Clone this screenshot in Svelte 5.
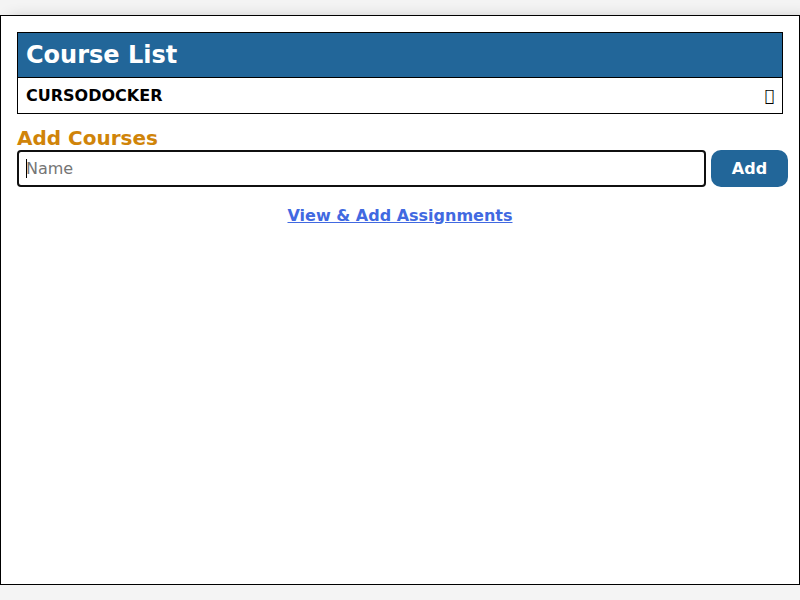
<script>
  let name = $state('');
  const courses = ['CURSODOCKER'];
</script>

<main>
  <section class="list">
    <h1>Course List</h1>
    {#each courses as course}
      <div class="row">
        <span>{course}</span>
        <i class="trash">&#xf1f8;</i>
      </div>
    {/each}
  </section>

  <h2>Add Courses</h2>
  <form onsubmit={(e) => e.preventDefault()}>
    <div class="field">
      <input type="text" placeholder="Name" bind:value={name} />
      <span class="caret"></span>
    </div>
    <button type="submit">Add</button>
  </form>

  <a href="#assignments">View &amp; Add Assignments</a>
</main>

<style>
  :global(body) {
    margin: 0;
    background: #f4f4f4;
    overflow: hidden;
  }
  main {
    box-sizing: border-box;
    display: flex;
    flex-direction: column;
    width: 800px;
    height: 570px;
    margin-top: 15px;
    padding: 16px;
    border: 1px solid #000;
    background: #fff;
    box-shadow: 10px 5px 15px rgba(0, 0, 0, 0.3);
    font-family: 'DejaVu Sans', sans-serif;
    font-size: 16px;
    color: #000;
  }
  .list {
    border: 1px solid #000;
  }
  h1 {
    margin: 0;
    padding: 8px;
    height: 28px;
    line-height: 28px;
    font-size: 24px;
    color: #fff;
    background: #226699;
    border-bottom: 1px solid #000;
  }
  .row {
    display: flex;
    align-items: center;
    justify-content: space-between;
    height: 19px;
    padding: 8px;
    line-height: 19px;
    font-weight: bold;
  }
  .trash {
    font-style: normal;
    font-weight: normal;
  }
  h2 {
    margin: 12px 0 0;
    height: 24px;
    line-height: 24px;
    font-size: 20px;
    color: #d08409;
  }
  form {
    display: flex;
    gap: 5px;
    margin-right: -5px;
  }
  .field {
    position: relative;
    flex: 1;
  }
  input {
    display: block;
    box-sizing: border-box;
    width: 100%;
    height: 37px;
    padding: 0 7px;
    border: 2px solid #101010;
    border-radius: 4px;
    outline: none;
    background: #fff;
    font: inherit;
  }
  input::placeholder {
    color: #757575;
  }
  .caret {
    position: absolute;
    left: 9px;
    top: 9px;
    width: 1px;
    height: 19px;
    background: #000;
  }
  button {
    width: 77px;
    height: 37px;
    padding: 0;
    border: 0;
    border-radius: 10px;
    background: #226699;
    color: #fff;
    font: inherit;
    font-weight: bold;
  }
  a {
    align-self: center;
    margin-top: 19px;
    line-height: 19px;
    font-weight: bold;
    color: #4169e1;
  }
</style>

==

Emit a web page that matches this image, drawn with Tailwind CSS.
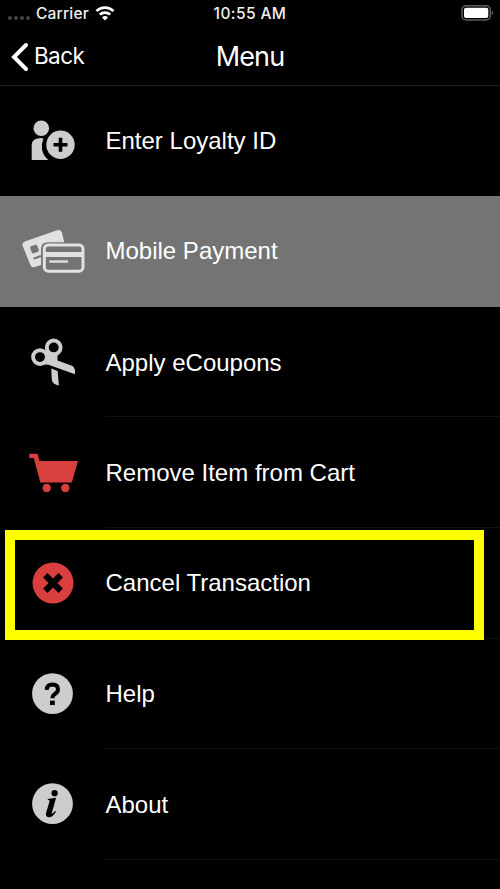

==

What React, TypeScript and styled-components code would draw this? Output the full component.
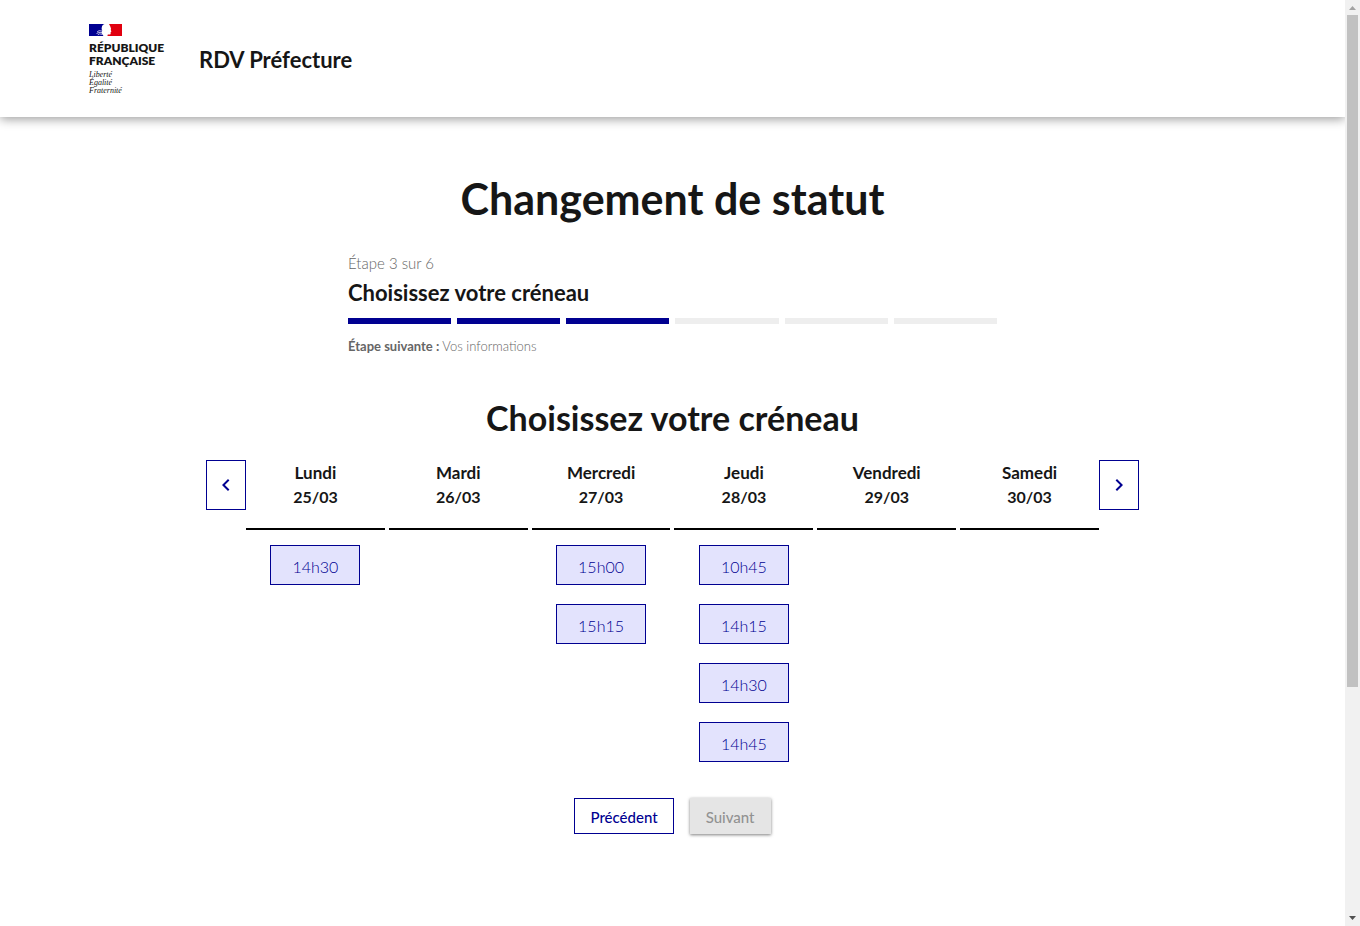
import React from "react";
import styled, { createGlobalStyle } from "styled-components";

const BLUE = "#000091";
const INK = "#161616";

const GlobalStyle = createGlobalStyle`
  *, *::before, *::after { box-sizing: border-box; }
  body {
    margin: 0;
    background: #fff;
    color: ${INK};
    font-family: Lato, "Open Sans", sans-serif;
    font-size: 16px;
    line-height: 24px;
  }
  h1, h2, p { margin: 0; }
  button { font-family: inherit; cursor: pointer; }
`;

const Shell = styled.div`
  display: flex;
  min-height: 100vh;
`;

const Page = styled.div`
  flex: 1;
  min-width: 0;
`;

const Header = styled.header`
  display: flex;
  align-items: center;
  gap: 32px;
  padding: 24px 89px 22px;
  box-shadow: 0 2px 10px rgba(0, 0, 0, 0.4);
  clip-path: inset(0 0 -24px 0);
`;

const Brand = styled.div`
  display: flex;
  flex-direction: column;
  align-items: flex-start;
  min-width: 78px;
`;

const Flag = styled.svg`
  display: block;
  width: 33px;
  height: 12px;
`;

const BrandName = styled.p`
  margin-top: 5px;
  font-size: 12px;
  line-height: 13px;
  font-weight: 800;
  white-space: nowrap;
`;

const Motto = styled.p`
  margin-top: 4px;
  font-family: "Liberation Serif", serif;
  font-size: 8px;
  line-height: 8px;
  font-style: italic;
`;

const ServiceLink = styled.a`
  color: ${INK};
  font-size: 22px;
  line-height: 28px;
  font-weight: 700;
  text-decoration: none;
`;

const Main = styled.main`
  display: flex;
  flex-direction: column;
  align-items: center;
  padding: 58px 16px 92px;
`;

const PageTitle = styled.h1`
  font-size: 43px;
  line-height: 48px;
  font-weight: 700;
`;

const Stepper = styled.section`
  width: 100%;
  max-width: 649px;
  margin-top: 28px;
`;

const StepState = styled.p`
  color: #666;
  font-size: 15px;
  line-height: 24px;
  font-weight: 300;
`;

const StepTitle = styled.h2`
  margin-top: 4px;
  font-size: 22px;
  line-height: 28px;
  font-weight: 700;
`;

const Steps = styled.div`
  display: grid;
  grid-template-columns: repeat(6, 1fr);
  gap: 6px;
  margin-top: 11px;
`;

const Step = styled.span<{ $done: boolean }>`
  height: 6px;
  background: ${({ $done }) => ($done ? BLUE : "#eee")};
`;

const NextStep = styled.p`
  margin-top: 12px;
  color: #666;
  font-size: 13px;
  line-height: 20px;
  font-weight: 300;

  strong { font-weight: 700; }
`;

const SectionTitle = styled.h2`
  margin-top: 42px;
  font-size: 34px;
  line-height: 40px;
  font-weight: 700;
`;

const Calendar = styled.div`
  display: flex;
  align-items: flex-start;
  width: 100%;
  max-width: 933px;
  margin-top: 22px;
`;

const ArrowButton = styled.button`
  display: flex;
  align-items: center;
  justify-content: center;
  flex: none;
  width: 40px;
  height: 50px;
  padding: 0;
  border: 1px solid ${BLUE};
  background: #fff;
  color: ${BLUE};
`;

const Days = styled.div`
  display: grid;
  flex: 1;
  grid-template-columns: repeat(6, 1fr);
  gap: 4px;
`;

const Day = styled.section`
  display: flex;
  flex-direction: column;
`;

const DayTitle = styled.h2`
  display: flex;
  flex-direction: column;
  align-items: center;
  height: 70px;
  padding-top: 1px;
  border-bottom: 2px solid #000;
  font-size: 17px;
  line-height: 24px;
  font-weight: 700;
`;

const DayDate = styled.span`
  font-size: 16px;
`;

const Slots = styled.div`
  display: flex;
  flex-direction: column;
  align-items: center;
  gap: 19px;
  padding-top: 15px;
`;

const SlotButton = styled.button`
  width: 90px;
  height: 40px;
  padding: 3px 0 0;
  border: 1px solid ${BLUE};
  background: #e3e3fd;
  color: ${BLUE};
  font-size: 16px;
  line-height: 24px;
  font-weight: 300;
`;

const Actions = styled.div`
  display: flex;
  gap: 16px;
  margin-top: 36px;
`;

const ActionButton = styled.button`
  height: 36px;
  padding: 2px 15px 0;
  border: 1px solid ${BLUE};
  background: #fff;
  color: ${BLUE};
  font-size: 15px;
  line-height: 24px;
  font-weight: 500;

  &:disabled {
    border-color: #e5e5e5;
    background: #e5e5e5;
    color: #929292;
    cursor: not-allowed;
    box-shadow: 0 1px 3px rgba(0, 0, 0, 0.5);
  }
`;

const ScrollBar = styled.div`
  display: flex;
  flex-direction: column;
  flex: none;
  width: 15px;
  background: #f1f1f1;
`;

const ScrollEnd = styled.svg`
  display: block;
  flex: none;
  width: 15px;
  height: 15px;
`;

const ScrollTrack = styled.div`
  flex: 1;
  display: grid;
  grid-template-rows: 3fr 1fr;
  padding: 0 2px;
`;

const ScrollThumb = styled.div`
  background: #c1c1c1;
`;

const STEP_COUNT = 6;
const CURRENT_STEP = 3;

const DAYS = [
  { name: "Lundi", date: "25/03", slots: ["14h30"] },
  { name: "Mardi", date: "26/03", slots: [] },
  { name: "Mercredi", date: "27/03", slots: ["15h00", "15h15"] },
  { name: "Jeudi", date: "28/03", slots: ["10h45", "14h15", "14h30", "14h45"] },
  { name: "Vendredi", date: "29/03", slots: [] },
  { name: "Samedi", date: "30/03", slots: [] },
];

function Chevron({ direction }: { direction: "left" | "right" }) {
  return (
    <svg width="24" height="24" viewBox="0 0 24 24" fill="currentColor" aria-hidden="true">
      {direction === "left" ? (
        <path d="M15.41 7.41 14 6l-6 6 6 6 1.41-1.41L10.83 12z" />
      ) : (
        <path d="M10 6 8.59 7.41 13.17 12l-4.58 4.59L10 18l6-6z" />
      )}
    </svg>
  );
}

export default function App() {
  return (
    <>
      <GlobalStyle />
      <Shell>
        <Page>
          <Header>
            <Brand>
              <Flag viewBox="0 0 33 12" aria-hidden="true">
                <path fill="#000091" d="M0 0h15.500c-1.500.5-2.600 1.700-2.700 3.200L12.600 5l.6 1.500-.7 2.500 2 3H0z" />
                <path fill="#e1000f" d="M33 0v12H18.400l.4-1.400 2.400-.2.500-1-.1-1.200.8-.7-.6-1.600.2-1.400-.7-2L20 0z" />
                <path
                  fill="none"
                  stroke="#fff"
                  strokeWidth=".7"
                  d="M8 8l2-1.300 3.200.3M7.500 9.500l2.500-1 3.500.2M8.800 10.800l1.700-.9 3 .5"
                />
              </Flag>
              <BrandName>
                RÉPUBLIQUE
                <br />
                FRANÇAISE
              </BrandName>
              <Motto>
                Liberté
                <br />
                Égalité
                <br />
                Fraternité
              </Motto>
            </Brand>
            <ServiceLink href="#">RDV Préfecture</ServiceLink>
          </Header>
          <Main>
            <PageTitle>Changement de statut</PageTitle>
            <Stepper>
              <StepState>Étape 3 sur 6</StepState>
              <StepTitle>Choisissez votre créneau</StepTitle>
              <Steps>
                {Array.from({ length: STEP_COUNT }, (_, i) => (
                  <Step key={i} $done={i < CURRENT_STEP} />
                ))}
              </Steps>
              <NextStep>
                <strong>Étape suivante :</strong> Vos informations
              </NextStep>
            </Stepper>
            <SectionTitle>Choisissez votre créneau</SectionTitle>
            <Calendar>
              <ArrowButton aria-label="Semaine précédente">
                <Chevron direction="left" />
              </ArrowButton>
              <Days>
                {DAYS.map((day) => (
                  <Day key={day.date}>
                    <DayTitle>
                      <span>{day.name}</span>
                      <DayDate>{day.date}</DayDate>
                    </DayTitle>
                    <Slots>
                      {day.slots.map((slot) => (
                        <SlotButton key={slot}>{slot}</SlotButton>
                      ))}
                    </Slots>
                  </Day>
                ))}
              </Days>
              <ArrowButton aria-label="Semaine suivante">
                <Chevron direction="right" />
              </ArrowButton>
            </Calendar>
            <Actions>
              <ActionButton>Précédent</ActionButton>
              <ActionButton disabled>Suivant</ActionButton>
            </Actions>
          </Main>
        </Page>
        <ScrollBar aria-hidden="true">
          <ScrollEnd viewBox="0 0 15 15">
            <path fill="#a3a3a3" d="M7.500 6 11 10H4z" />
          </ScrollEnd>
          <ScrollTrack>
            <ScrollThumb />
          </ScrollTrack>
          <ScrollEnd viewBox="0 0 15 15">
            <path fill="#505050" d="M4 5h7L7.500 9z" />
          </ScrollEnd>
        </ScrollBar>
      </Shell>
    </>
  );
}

- **Your instructions**:
Locate the word "React" in the records above, and return each line that has it.

- **Exercise solution**:
What React, TypeScript and styled-components code would draw this? Output the full component.
import React from "react";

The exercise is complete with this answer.